A final blow caved in the side of her head, and then he turned to his saviour.

It was a Narn — tall, a warrior, carrying a PPG in one hand and a sword in the other. A ragged leather eye-patch covered half of his face.

"Have you got it?" Ta'Lon asked.

Lennier handed over the data crystal, and then disappeared without a word.

* * *

Senator Dexter Smith did not know his apartment had been broken into until the door had closed behind him and locked.

There was no single sign. There was certainly nothing obvious. His home had not been ransacked. Everything seemed exactly as he had left it, from the jacket thrown casually over the chair the night before to the pack of cards by the side of the breakfast table — even the half-finished coffee (sadly artificial) from this morning.

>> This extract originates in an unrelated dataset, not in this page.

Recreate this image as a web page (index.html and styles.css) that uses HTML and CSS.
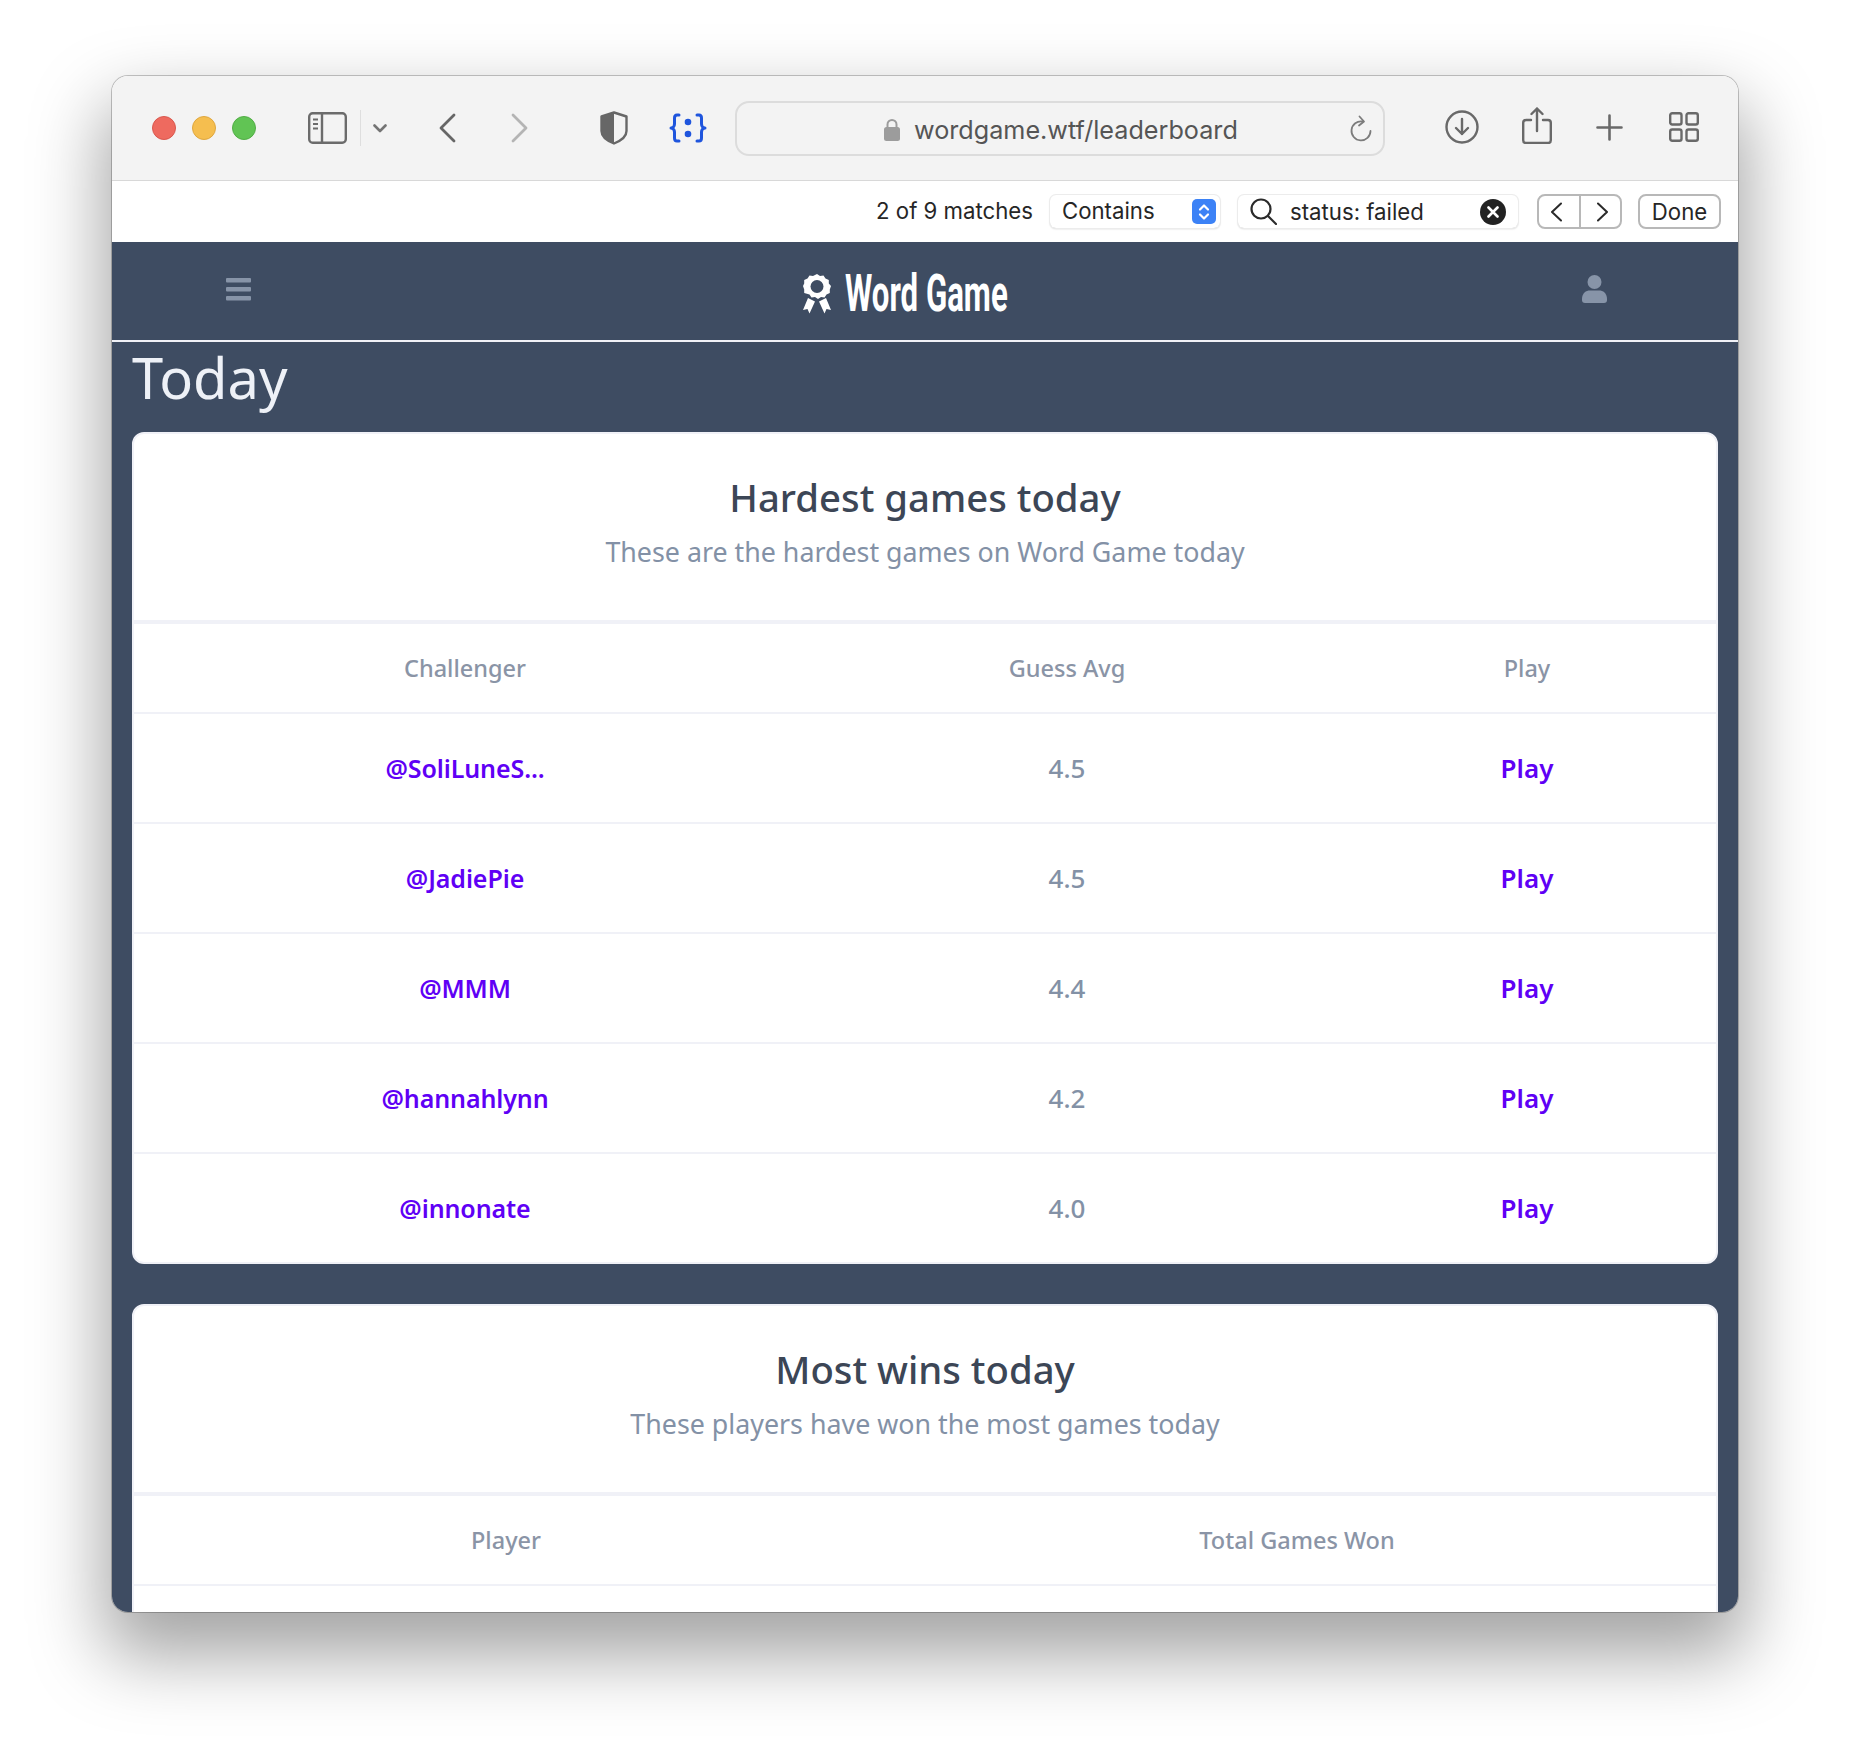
FILE: index.html
```html
<!DOCTYPE html>
<html lang="en">
<head>
    <meta charset="UTF-8">
    <title>Word Game Leaderboard</title>
    <link rel="stylesheet" href="styles.css">
</head>
<body>
    <div class="window">
        <div class="toolbar">
            <span class="light red"></span>
            <span class="light yellow"></span>
            <span class="light green"></span>

            <svg class="ic-sidebar" width="39" height="32" viewBox="0 0 39 32" fill="none" stroke="#6b6b6b" stroke-width="2.4">
                <rect x="1.2" y="1.2" width="36.6" height="29.6" rx="3.5"/>
                <path d="M14 1v30"/>
                <path d="M5 7.5h5M5 12h5M5 16.5h5" stroke-width="1.8"/>
            </svg>
            <span class="tool-divider"></span>
            <svg class="ic-chevron" width="14" height="9" viewBox="0 0 14 9" fill="none" stroke="#747474" stroke-width="2.6" stroke-linecap="round" stroke-linejoin="round">
                <path d="M1.5 1.5L7 7l5.5-5.5"/>
            </svg>
            <svg class="ic-back" width="17" height="30" viewBox="0 0 17 30" fill="none" stroke="#666" stroke-width="2.8" stroke-linecap="round" stroke-linejoin="round">
                <path d="M15 2L2 15l13 13"/>
            </svg>
            <svg class="ic-forward" width="17" height="30" viewBox="0 0 17 30" fill="none" stroke="#b4b4b4" stroke-width="2.8" stroke-linecap="round" stroke-linejoin="round">
                <path d="M2 2l13 13L2 28"/>
            </svg>
            <svg class="ic-shield" width="28" height="34" viewBox="0 0 28 34">
                <path d="M14 1.5L26.5 5.5V20c0 5-5 9.5-12.5 12.5C6.500 29.500 1.500 25 1.500 20V5.500z" fill="none" stroke="#676767" stroke-width="2.4" stroke-linejoin="round"/>
                <path d="M14 1.500L1.500 5.500V20c0 5 5 9.500 12.500 12.500z" fill="#676767"/>
            </svg>
            <svg class="ic-braces" width="38" height="30" viewBox="0 0 38 30" fill="none" stroke="#1f55dd" stroke-width="3" stroke-linecap="round" stroke-linejoin="round">
                <path d="M10 2H8C6 2 5.500 3.500 5.500 5v6C5.500 13 4 15 2 15c2 0 3.500 2 3.500 4v6c0 1.500.5 3 2.500 3h2"/>
                <path d="M28 2h2c2 0 2.500 1.500 2.500 3v6c0 2 1.500 4 3.500 4-2 0-3.500 2-3.500 4v6c0 1.500-.5 3-2.500 3h-2"/>
                <circle cx="19" cy="9" r="3.300" fill="#1f55dd" stroke="none"/>
                <circle cx="19" cy="21" r="3.300" fill="#1f55dd" stroke="none"/>
            </svg>

            <div class="urlbar">
                <svg class="ic-lock" width="16" height="23" viewBox="0 0 16 23">
                    <path d="M3.500 10V6.500a4.500 4.500 0 0 1 9 0V10" fill="none" stroke="#9c9c9c" stroke-width="2"/>
                    <rect x="0" y="9" width="16" height="14" rx="2.500" fill="#9c9c9c"/>
                </svg>
                <span class="url-text">wordgame.wtf/leaderboard</span>
                <svg class="ic-reload" width="22" height="27" viewBox="0 0 22 27" fill="none" stroke="#7c7c7c" stroke-width="1.800" stroke-linecap="round" stroke-linejoin="round">
                    <path d="M12.500 6.500A9.500 9.500 0 1 0 20.500 16"/>
                    <path d="M9.500 1.500l4.500 5-5 4"/>
                </svg>
            </div>

            <svg class="ic-download" width="34" height="34" viewBox="0 0 34 34" fill="none" stroke="#696969" stroke-width="2.400" stroke-linecap="round" stroke-linejoin="round">
                <circle cx="17" cy="17" r="15.500"/>
                <path d="M17 9v15M11 18l6 6 6-6"/>
            </svg>
            <svg class="ic-share" width="30" height="37" viewBox="0 0 30 37" fill="none" stroke="#696969" stroke-width="2.400" stroke-linecap="round" stroke-linejoin="round">
                <path d="M9 13H4c-1.800 0-2.800 1-2.800 2.800v17.400C1.200 35 2.200 36 4 36h22c1.800 0 2.800-1 2.800-2.800V15.800C28.800 14 27.800 13 26 13h-5"/>
                <path d="M15 24V1.500M9.500 7L15 1.500 20.500 7"/>
            </svg>
            <svg class="ic-plus" width="27" height="27" viewBox="0 0 27 27" fill="none" stroke="#696969" stroke-width="2.600" stroke-linecap="round">
                <path d="M13.500 1.500v24M1.500 13.500h24"/>
            </svg>
            <svg class="ic-grid" width="30" height="30" viewBox="0 0 30 30" fill="none" stroke="#696969" stroke-width="2.400">
                <rect x="1.200" y="1.200" width="11.300" height="11.300" rx="2"/>
                <rect x="17.500" y="1.200" width="11.300" height="11.300" rx="2"/>
                <rect x="1.200" y="17.500" width="11.300" height="11.300" rx="2"/>
                <rect x="17.500" y="17.500" width="11.300" height="11.300" rx="2"/>
            </svg>
        </div>

        <div class="findbar">
            <span class="match-count">2 of 9 matches</span>
            <div class="find-select">
                <span class="select-label">Contains</span>
                <span class="stepper">
                    <svg width="12" height="18" viewBox="0 0 12 18" fill="none" stroke="#fff" stroke-width="2.200" stroke-linecap="round" stroke-linejoin="round">
                        <path d="M2 6.500L6 2.500l4 4M2 11.500l4 4 4-4"/>
                    </svg>
                </span>
            </div>
            <div class="find-input">
                <svg width="27" height="27" viewBox="0 0 27 27" fill="none" stroke="#2b2b2b" stroke-width="2.200" stroke-linecap="round">
                    <circle cx="11" cy="11" r="9.500"/>
                    <path d="M18 18l8 8"/>
                </svg>
                <span class="find-text">status: failed</span>
                <span class="find-clear">
                    <svg width="12" height="12" viewBox="0 0 12 12" stroke="#fff" stroke-width="2.600" stroke-linecap="round">
                        <path d="M1.500 1.500l9 9M10.500 1.500l-9 9"/>
                    </svg>
                </span>
            </div>
            <div class="find-arrows">
                <span class="arrow-btn first">
                    <svg width="12" height="20" viewBox="0 0 12 20" fill="none" stroke="#2b2b2b" stroke-width="2" stroke-linecap="round" stroke-linejoin="round"><path d="M11 1.500L2 10l9 8.500"/></svg>
                </span>
                <span class="arrow-btn second">
                    <svg width="12" height="20" viewBox="0 0 12 20" fill="none" stroke="#2b2b2b" stroke-width="2" stroke-linecap="round" stroke-linejoin="round"><path d="M1 1.500L10 10l-9 8.500"/></svg>
                </span>
            </div>
            <div class="done-btn">Done</div>
        </div>

        <div class="page">
            <header class="site-header">
                <svg class="ic-menu" width="25" height="23" viewBox="0 0 25 23" fill="#8794a8">
                    <rect width="25" height="4.500" rx="1"/>
                    <rect y="9" width="25" height="4.500" rx="1"/>
                    <rect y="18" width="25" height="4.500" rx="1"/>
                </svg>
                <div class="logo">
                    <svg width="28" height="40" viewBox="0 0 28 40">
                        <path d="M5 24l7 3.500-5.500 12-2-4.500-4.500 1zM23 24l-7 3.500 5.500 12 2-4.500 4.500 1z" fill="#fff"/>
                        <path d="M14 0l3 2 3.500-.5 2 3 3.300 1.500v3.500L28 12l-1.200 3.500v3.500l-3.300 1.500-2 3-3.500-.5-3 2-3-2-3.500.5-2-3L1.200 19v-3.500L0 12l1.200-2.500V6L4.500 4.500l2-3L10 2z" fill="#fff"/>
                        <circle cx="14" cy="12.500" r="6.500" fill="#3e4c62"/>
                    </svg>
                    <span class="logo-text">Word Game</span>
                </div>
                <svg class="ic-user" width="25" height="28" viewBox="0 0 25 28" fill="#8794a8">
                    <circle cx="12.500" cy="7" r="7"/>
                    <path d="M0 24c0-6 4-8.500 8-8.500h9c4 0 8 2.500 8 8.500v1c0 2-1 3-3 3H3c-2 0-3-1-3-3z"/>
                </svg>
            </header>

            <main class="content">
                <h1>Today</h1>

                <section class="card">
                    <div class="card-head">
                        <h2>Hardest games today</h2>
                        <p>These are the hardest games on Word Game today</p>
                    </div>
                    <table>
                        <colgroup><col class="c1"><col class="c2"><col class="c3"></colgroup>
                        <thead>
                            <tr><th>Challenger</th><th>Guess Avg</th><th>Play</th></tr>
                        </thead>
                        <tbody>
                            <tr><td><a class="player" href="#">@SoliLuneS...</a></td><td>4.5</td><td><a href="#">Play</a></td></tr>
                            <tr><td><a class="player" href="#">@JadiePie</a></td><td>4.5</td><td><a href="#">Play</a></td></tr>
                            <tr><td><a class="player" href="#">@MMM</a></td><td>4.4</td><td><a href="#">Play</a></td></tr>
                            <tr><td><a class="player" href="#">@hannahlynn</a></td><td>4.2</td><td><a href="#">Play</a></td></tr>
                            <tr><td><a class="player" href="#">@innonate</a></td><td>4.0</td><td><a href="#">Play</a></td></tr>
                        </tbody>
                    </table>
                </section>

                <section class="card">
                    <div class="card-head">
                        <h2>Most wins today</h2>
                        <p>These players have won the most games today</p>
                    </div>
                    <table>
                        <colgroup><col class="w1"><col class="w2"></colgroup>
                        <thead>
                            <tr><th>Player</th><th>Total Games Won</th></tr>
                        </thead>
                        <tbody>
                            <tr><td></td><td></td></tr>
                        </tbody>
                    </table>
                </section>
            </main>
        </div>
    </div>
</body>
</html>
```

FILE: styles.css
```css
html, body {
    margin: 0;
    height: 1760px;
    background-color: #fff;
    overflow: hidden;
}

body {
    padding: 76px 112px 0;
    box-sizing: border-box;
    font-family: "Inter", "Liberation Sans", sans-serif;
}

.window {
    width: 1626px;
    height: 1536px;
    border-radius: 16px;
    overflow: hidden;
    background-color: #fff;
    box-shadow: 0 0 0 1px rgba(0, 0, 0, 0.22), 0 36px 72px 8px rgba(0, 0, 0, 0.36);
    display: flex;
    flex-direction: column;
}

/* safari toolbar */
.toolbar {
    flex: none;
    height: 105px;
    box-sizing: border-box;
    padding-left: 40px;
    display: flex;
    align-items: center;
    background-color: #f3f3f3;
    border-bottom: 1px solid #d8d8d8;
}

.light {
    width: 24px;
    height: 24px;
    border-radius: 50%;
    margin-right: 16px;
    box-sizing: border-box;
}

.red { background-color: #ee6a5f; border: 1px solid #d9584e; }
.yellow { background-color: #f5be4f; border: 1px solid #dfa73f; }
.green { background-color: #61c454; border: 1px solid #52ad46; margin-right: 0; }

.toolbar svg { flex: none; }
.ic-sidebar { margin-left: 52px; }
.tool-divider { width: 1px; height: 36px; background-color: #dedede; margin-left: 13px; }
.ic-chevron { margin-left: 12px; }
.ic-back { margin-left: 52px; }
.ic-forward { margin-left: 55px; }
.ic-shield { margin-left: 72px; }
.ic-braces { margin-left: 41px; }

.urlbar {
    margin-left: 28px;
    width: 650px;
    height: 55px;
    box-sizing: border-box;
    border: 2px solid #dcdcdc;
    border-radius: 14px;
    display: flex;
    align-items: center;
    padding-left: 147px;
}

.urlbar .ic-lock { margin: 3px 14px 0 0; }

.url-text {
    font-size: 25.2px;
    margin-top: 3px;
    color: #555;
    width: 436px;
    white-space: nowrap;
}

.ic-download { margin: 0 0 2px 60px; }
.ic-share { margin: 0 0 6px 43px; }
.ic-plus { margin: 0 0 2px 44px; }
.ic-grid { margin: 0 0 2px 46px; }

/* find bar */
.findbar {
    flex: none;
    height: 61px;
    box-sizing: border-box;
    padding-right: 17px;
    display: flex;
    align-items: center;
    justify-content: flex-end;
    background-color: #fff;
    font-size: 22.2px;
    color: #262626;
}

.match-count { margin: 0 17px 2px 0; white-space: nowrap; }
.select-label { padding-bottom: 2px; }

.find-select {
    width: 170px;
    height: 33px;
    box-sizing: border-box;
    padding: 0 4px 0 12px;
    border-radius: 6px;
    box-shadow: 0 0 0 1px #ececec, 0 1px 2px rgba(0, 0, 0, 0.2);
    display: flex;
    align-items: center;
    justify-content: space-between;
    margin-right: 18px;
}

.stepper {
    width: 24px;
    height: 25px;
    border-radius: 5px;
    background-color: #3c82f6;
    display: flex;
    align-items: center;
    justify-content: center;
}

.find-input {
    width: 280px;
    height: 33px;
    box-sizing: border-box;
    padding: 0 12px;
    border-radius: 6px;
    box-shadow: 0 0 0 1px #ececec, 0 1px 2px rgba(0, 0, 0, 0.2);
    display: flex;
    align-items: center;
    margin-right: 19px;
}

.find-text { margin-left: 13px; flex: 1; white-space: nowrap; }

.find-clear {
    width: 26px;
    height: 26px;
    border-radius: 50%;
    background-color: #222;
    display: flex;
    align-items: center;
    justify-content: center;
}

.find-arrows {
    width: 85px;
    height: 35px;
    box-sizing: border-box;
    border: 2px solid #b8b8b8;
    border-radius: 8px;
    display: flex;
    margin-right: 16px;
}

.arrow-btn {
    display: flex;
    align-items: center;
    justify-content: center;
}

.arrow-btn.first { width: 40px; padding-right: 6px; box-sizing: border-box; }
.arrow-btn.second { flex: 1; padding-left: 4px; border-left: 2px solid #b8b8b8; }

.done-btn {
    width: 83px;
    height: 35px;
    box-sizing: border-box;
    border: 2px solid #b8b8b8;
    border-radius: 8px;
    display: flex;
    align-items: center;
    justify-content: center;
}

/* page */
.page {
    flex: 1;
    background-color: #3e4c62;
    overflow: hidden;
    font-family: "Noto Sans", "Open Sans", sans-serif;
}

.site-header {
    height: 98px;
    border-bottom: 2px solid #f0f1f7;
    display: flex;
    align-items: center;
    justify-content: space-between;
    padding: 0 131px 0 114px;
}

.ic-menu { margin-top: -4px; }
.ic-user { margin-top: -4px; }

.logo {
    display: flex;
    align-items: center;
    margin: 5px 23px 0 0;
}

.logo-text {
    display: inline-block;
    width: 162px;
    margin-left: 14px;
    font-family: "Roboto", sans-serif;
    font-weight: 700;
    font-size: 52px;
    line-height: 60px;
    color: #fff;
    white-space: nowrap;
    transform: scaleX(0.6);
    transform-origin: left center;
}

.content {
    padding: 0 20px;
}

h1 {
    margin: 0;
    height: 90px;
    font-size: 56px;
    line-height: 70px;
    font-weight: 400;
    color: #eef1f7;
}

.card {
    background-color: #fff;
    border: 2px solid #f0f1f7;
    border-radius: 12px;
    overflow: hidden;
    margin-bottom: 40px;
}

.card-head {
    height: 190px;
    box-sizing: border-box;
    padding-top: 37px;
    text-align: center;
    border-bottom: 4px solid #f0f1f7;
}

h2 {
    margin: 0;
    font-size: 38.3px;
    line-height: 52px;
    font-weight: 500;
    color: #3c4656;
}

.card-head p {
    margin: 9px 0 0;
    font-size: 26.8px;
    line-height: 40px;
    color: #8391a6;
}

table {
    width: 100%;
    table-layout: fixed;
    border-collapse: separate;
    border-spacing: 0;
}

.c1 { width: 662px; }
.c2 { width: 542px; }
.c3 { width: 378px; }
.w1 { width: 744px; }
.w2 { width: 838px; }

th {
    height: 88px;
    padding: 0;
    font-size: 23.5px;
    font-weight: 500;
    color: #8a94a6;
    border-bottom: 2px solid #f0f1f7;
}

td {
    height: 108px;
    padding: 0;
    text-align: center;
    font-size: 26px;
    font-weight: 500;
    color: #8391a6;
    border-bottom: 2px solid #f0f1f7;
}

tbody tr:last-child td { border-bottom: none; }

a {
    color: #5f00f5;
    font-weight: 600;
    text-decoration: none;
}

.player {
    font-size: 25px;
    letter-spacing: -0.1px;
}
```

But there was something else. A sensation. Others might have called it a function of his latent telepathic abilities, but he thought it was something more primaeval than that.

A sense of violation. The unrest that signals something strange and alien invading one's home, one's place of sanctuary. The outside world was not meant to come here.

Whoever this person was, he or she was good. His security system was by no means infallible, but it was among the best available. The Government budget did stretch to protecting its Senators, even in such an unfashionable area as the Pit.

And this person had breezed through it as if it wasn't even there.

He walked forward slowly, surprised by his reaction. He had learned to trust his instincts a long time ago, and they told him not to call Security.

There was a slight creak from the room to his left, and he frowned. His bedroom. Why would anyone be in there?

Inching towards the door, he moved as quietly and stealthily as he could. The door was slightly ajar. He tried to remember if he had closed it before leaving that morning, but the memory would not come. He thought he had.